But what about the track itself?

It’s pretty good.  It’s a stylistic hybrid that is a reflection of the people who recorded it; a hip-hop/Afropop flavored rave up with a fist pumping chorus.  It is propelled by its sense of righteous indignation so effectively, you can almost ignore its guilt tripping preachiness.  It doesn’t even get sunk by Lou Reed’s pretentious affectation in his laughable cameo. 

I do not doubt that Steve Van Zandt and the artists who contributed to the AUAA project had the best of intentions.  Unfortunately, we now live in a world where good intentions are often all that’s required with little or no attention given to the political consequences of good intentions. 

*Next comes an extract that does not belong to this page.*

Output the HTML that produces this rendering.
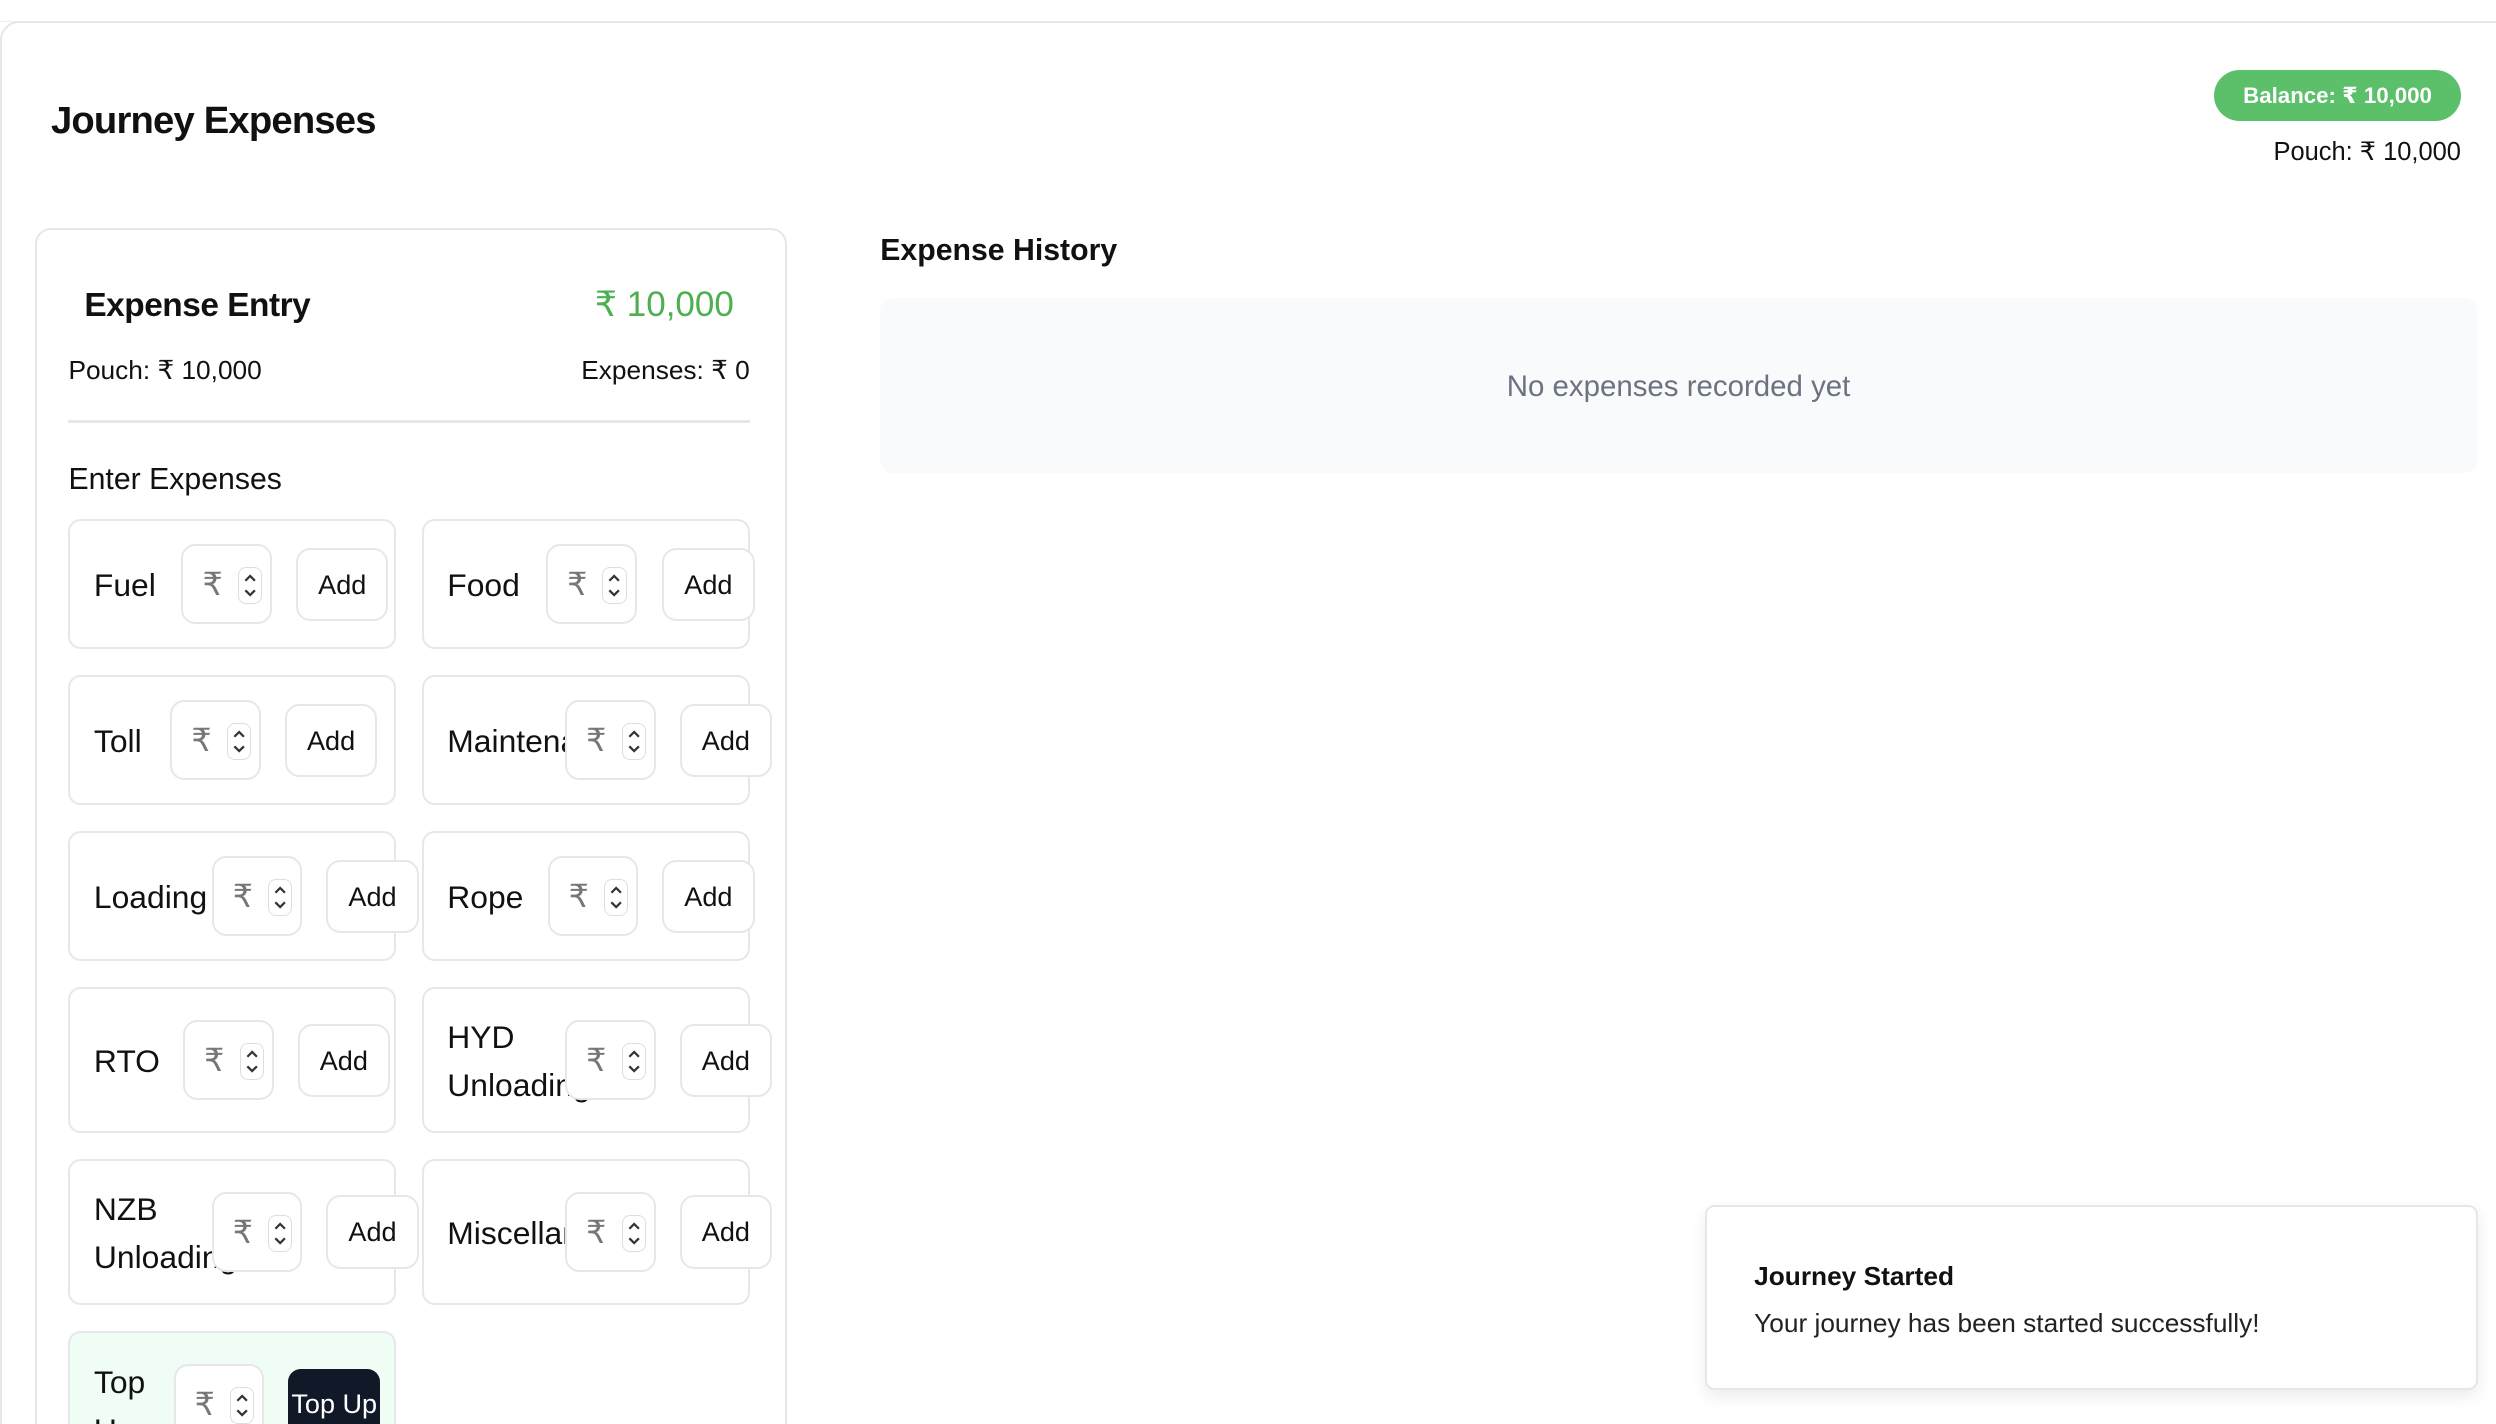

The standard narrative that the Reagan administration’s support for the de Klerk regime was animated by racism doesn’t stand up to scrutiny either. Not that anyone on the Left would be that charitable towards a conservative, but anti-communist sentiment was white hot during the 80’s, and even if the fears of communist global expansion were exaggerated, I don’t begrudge Reagan for fearing the rise of another socialist regime in South Africa.  Besides, if that criticism is going to be levelled at Reagan, then it should be made of his predecessors as well.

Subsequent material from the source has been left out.